Outside the domesticated world, S.T. and Dennis along with other animals realize how humans have lost their place as the dominant species on the planet. Animals now refer to humans simply as “Hollows” for they no longer project the intelligence, dominance, and hegemony they are used to. They are nothing but empty vessels, devoid of any conceivable mental capacity. 

Hollow Kingdom

S.T. turns out to be a brilliant narrator. He sounds honest and almost every remark is based on his particle understanding of human oddities. He is also determined to rescue other pets trapped with their zombie owners. For example, S.T. thinks he finds an actual Nemo in a gift shop and describes a crucifix in a church as a fake MoFo (the term S.T. uses to refer to a person) in a loin cloth. He and Dennis also successfully rescue a group of cats that see their owners as nothing but mediocre servants.

During his adventure with Dennis to find a cure for Big Jim, the crow unintentionally undergoes a soul-searching journey for himself as well. He sympathizes with other pets but has all sorts of prejudices and biases toward wild birds like penguins and seagulls. Nearly all animals agree with the notion that a world without humans is a better place for everyone, which puts S.T. in a strange confusion. Deep inside, not only does S.T. love humans, but he also wants to be a human. Now, he only needs to get used to human extinction. 

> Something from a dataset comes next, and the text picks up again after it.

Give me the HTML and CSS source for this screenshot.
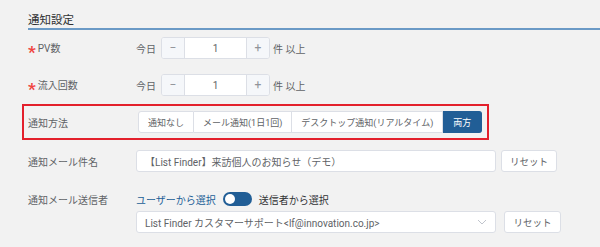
FILE: index.html
```html
<!DOCTYPE html>
<html>
<head>
  <title>通知設定</title>
  <link rel="stylesheet" href="styles.css">
</head>
<body>
  <div class="section">
    <h2 class="section-title">通知設定</h2>

    <div class="row row-first">
      <div class="label"><span class="required">*</span>PV数</div>
      <div class="field">
        <span class="prefix">今日</span>
        <div class="stepper">
          <span class="step">−</span>
          <input class="step-input" type="text" value="1">
          <span class="step">+</span>
        </div>
        <span class="suffix">件 以上</span>
      </div>
    </div>

    <div class="row row-second">
      <div class="label"><span class="required">*</span>流入回数</div>
      <div class="field">
        <span class="prefix">今日</span>
        <div class="stepper">
          <span class="step">−</span>
          <input class="step-input" type="text" value="1">
          <span class="step">+</span>
        </div>
        <span class="suffix">件 以上</span>
      </div>
    </div>

    <div class="highlight">
      <div class="label">通知方法</div>
      <div class="segments">
        <button class="segment">通知なし</button>
        <button class="segment">メール通知(1日1回)</button>
        <button class="segment">デスクトップ通知(リアルタイム)</button>
        <button class="segment active">両方</button>
      </div>
    </div>

    <div class="row row-subject">
      <div class="label">通知メール件名</div>
      <div class="field">
        <input class="text-input" type="text" value="【List Finder】来訪個人のお知らせ（デモ）">
        <button class="reset">リセット</button>
      </div>
    </div>

    <div class="row row-sender">
      <div class="label">通知メール送信者</div>
      <div class="sender">
        <div class="switch-line">
          <span class="switch-left">ユーザーから選択</span>
          <span class="switch"><span class="knob"></span></span>
          <span class="switch-right">送信者から選択</span>
        </div>
        <div class="field">
          <div class="select">
            <span>List Finder カスタマーサポート&lt;lf@innovation.co.jp&gt;</span>
            <svg class="chevron" width="10" height="6" viewBox="0 0 10 6"><path d="M1 1l4 4 4-4" fill="none" stroke="#c0c4cc" stroke-width="1"/></svg>
          </div>
          <button class="reset reset-wide">リセット</button>
        </div>
      </div>
    </div>
  </div>
</body>
</html>
```

FILE: styles.css
```css
body {
  margin: 0;
  background-color: #f2f2f2;
  font-family: Roboto, "Noto Sans CJK JP", sans-serif;
  color: #606266;
}
.section {
  padding: 12px 0 0 28px;
}
.section-title {
  margin: 0;
  font-size: 11.5px;
  font-weight: normal;
  line-height: 16px;
  color: #303133;
  border-bottom: 2px solid #6b9ac6;
}
.row {
  display: flex;
  align-items: center;
}
.row-first {
  margin-top: 7px;
}
.row-second {
  margin-top: 15px;
}
.row-subject {
  margin-top: 10px;
}
.row-sender {
  margin-top: 20px;
  align-items: flex-start;
}
.label {
  width: 108px;
  flex-shrink: 0;
  font-size: 10px;
  color: #606266;
}
.required {
  color: #f0453f;
  font-size: 17px;
  font-weight: bold;
  margin-right: 2px;
  vertical-align: -6px;
  line-height: 10px;
}
.field {
  display: flex;
  align-items: center;
}
.prefix {
  font-size: 10px;
  margin-right: 5px;
}
.suffix {
  font-size: 10px;
  margin-left: 3px;
}
.stepper {
  display: flex;
  height: 22px;
  border: 1px solid #dcdfe6;
  border-radius: 3px;
  box-sizing: border-box;
  background-color: #fff;
  overflow: hidden;
}
.step {
  width: 22px;
  background-color: #f5f7fa;
  color: #909399;
  font-size: 12px;
  line-height: 20px;
  text-align: center;
}
.step:first-child {
  border-right: 1px solid #dcdfe6;
}
.step:last-child {
  border-left: 1px solid #dcdfe6;
}
.step-input {
  width: 61px;
  border: none;
  padding: 0;
  text-align: center;
  font-family: inherit;
  font-size: 10px;
  color: #606266;
  outline: none;
}
.highlight {
  display: flex;
  align-items: center;
  width: max-content;
  margin: 8px 0 0 -6px;
  padding: 5px 5px 5px 4px;
  border: 2px solid #e3202c;
}
.highlight .label {
  width: 110px;
}
.segments {
  display: flex;
}
.segment {
  flex-shrink: 0;
  height: 22px;
  padding: 0 9px;
  white-space: nowrap;
  background-color: #fff;
  border: 1px solid #dcdfe6;
  border-left: none;
  font-family: inherit;
  font-size: 9px;
  color: #606266;
}
.segment:first-child {
  border-left: 1px solid #dcdfe6;
  border-radius: 3px 0 0 3px;
}
.segment.active {
  padding: 0 10px;
  background-color: #215e96;
  border-color: #215e96;
  color: #fff;
  border-radius: 0 3px 3px 0;
}
.text-input {
  width: 360px;
  height: 22px;
  box-sizing: border-box;
  padding: 0 8px;
  border: 1px solid #dcdfe6;
  border-radius: 3px;
  background-color: #fff;
  font-family: inherit;
  font-size: 10px;
  color: #606266;
}
.reset {
  width: 56px;
  height: 22px;
  margin-left: 5px;
  background-color: #fff;
  border: 1px solid #dcdfe6;
  border-radius: 3px;
  font-family: inherit;
  font-size: 9.5px;
  color: #606266;
}
.reset-wide {
  width: 57px;
  margin-left: 8px;
}
.sender {
  display: flex;
  flex-direction: column;
}
.switch-line {
  display: flex;
  align-items: center;
  height: 14px;
  font-size: 10px;
}
.switch-left {
  color: #215e96;
}
.switch-right {
  color: #303133;
}
.switch {
  position: relative;
  width: 29px;
  height: 14px;
  margin: 0 7px;
  border-radius: 7px;
  background-color: #215e96;
}
.knob {
  position: absolute;
  top: 2px;
  left: 2px;
  width: 10px;
  height: 10px;
  border-radius: 50%;
  background-color: #fff;
}
.sender .field {
  margin-top: 5px;
}
.select {
  display: flex;
  align-items: center;
  justify-content: space-between;
  width: 360px;
  height: 22px;
  box-sizing: border-box;
  padding: 0 8px;
  border: 1px solid #dcdfe6;
  border-radius: 3px;
  background-color: #fff;
  font-size: 10px;
  color: #606266;
}
```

We love this completely different approach to a zombie apocalypse! Let’s face it, the planet probably would do better without us, but if there weren’t any humans around, who would write remarkable stories like Hollow Kingdom? And who would read them?

Did you like Hollow Kingdom? Let us know. We’d love to hear from you.

Other things you might want to know about.

What do we know about Kira Jane Buxton?

According to bookreporter.com, Hollow Kingdom is her debut novel. She has won several awards for this book, including the best book of 2019 by NPR, Book Riot and Good Housekeeping. She spends her time with her husband, 3 cats, a dog, 2 crows, hummingbirds, stellar jays, 2 juncos and 2 squirrels.

What are some other novels with animal narrators?

According to electricliterature.com Kira Jane Buxton recommends “fiction that makes animals the mouthpiece of human angst.” Here are 8 other novels with animal narrators.

  1. Hollow Kingdom by Kira Jane Buxton
  2. Mink River by Brian Doyle
  3. Timothy; or, Notes of an Abject Reptile by Verlyn Klinkenborg
  4. Watership Down by Richard Adams
  5. The White Bone by Barbara Gowdy
  6. The Bees by Laline Paull
  7. Animal Farm by George Orwell
  8. The Art of Racing in the Rain by Garth Stein
  9. Me Cheeta: The Autobiography by James Lever

Go to electricliterature.com to read details about each of these novels with animal narrators.

What genre is a book with talking animals?

According to prowritingaid.com anthropomorphism is when “speaking animals or objects who talk, think, or behave like humans are all anthropomorphic. Think of Thomas the Tank, Winnie the Pooh, or Peter Rabbit.” They literally act as if they are human. In Hollow Kingdom, the animal that is anthropomorphic is a crow named S.T.